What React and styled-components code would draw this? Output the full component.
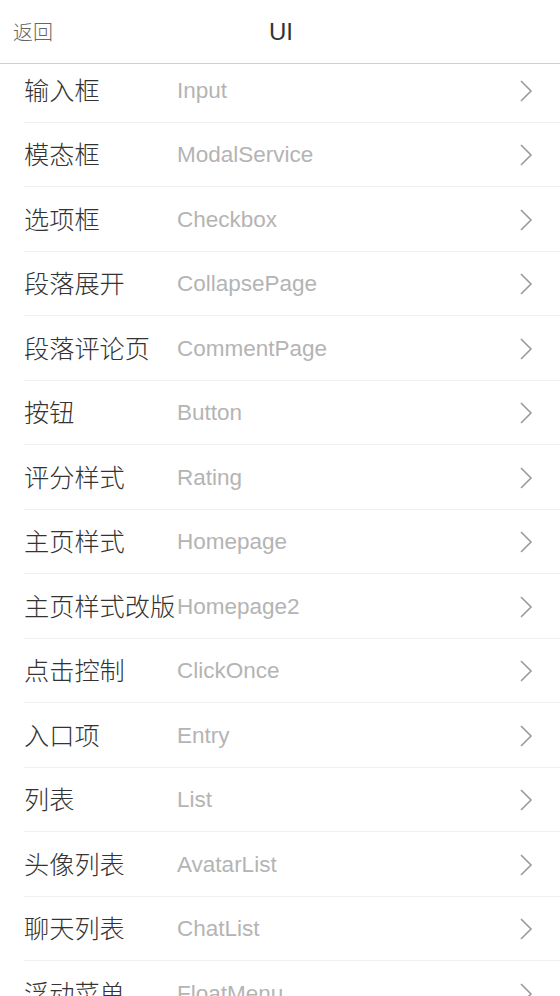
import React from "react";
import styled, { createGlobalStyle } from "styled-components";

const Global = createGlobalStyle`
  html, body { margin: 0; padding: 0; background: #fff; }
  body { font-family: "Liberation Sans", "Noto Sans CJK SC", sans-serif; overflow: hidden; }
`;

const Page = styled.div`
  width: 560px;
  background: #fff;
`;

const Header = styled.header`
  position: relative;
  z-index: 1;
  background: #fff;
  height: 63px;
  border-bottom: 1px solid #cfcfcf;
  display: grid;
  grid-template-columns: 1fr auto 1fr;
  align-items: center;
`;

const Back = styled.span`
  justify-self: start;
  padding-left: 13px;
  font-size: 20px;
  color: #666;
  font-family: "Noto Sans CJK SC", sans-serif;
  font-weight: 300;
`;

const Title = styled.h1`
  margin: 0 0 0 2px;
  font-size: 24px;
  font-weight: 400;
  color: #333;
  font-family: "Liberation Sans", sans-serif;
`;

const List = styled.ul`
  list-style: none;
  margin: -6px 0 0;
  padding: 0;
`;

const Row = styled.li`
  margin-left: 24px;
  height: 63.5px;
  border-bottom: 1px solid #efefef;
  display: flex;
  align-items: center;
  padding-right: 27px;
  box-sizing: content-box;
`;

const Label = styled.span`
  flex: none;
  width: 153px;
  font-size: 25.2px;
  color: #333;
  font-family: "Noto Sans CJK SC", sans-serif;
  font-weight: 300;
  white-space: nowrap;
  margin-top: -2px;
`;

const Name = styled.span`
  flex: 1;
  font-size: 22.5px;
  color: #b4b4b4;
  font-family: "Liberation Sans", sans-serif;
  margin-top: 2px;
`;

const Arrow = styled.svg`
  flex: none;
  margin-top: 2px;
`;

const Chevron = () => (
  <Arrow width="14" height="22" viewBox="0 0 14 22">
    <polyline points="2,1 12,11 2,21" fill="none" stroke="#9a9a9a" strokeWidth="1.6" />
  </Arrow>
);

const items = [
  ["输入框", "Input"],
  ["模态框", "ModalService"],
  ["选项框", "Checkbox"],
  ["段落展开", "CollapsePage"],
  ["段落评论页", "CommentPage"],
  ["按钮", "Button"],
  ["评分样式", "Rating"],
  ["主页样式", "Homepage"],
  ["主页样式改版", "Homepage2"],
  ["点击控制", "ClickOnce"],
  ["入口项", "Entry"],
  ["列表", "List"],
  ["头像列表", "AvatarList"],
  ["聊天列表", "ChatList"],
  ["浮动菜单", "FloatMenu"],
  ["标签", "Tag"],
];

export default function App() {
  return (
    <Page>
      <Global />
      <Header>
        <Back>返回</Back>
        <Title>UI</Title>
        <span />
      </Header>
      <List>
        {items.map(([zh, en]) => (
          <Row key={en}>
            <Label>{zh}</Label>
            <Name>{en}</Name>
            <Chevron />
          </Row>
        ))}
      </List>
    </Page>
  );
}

-=-=-

What you have to do
Where a line holds "React", copy that line.

The completed task
What React and styled-components code would draw this? Output the full component.
import React from "react";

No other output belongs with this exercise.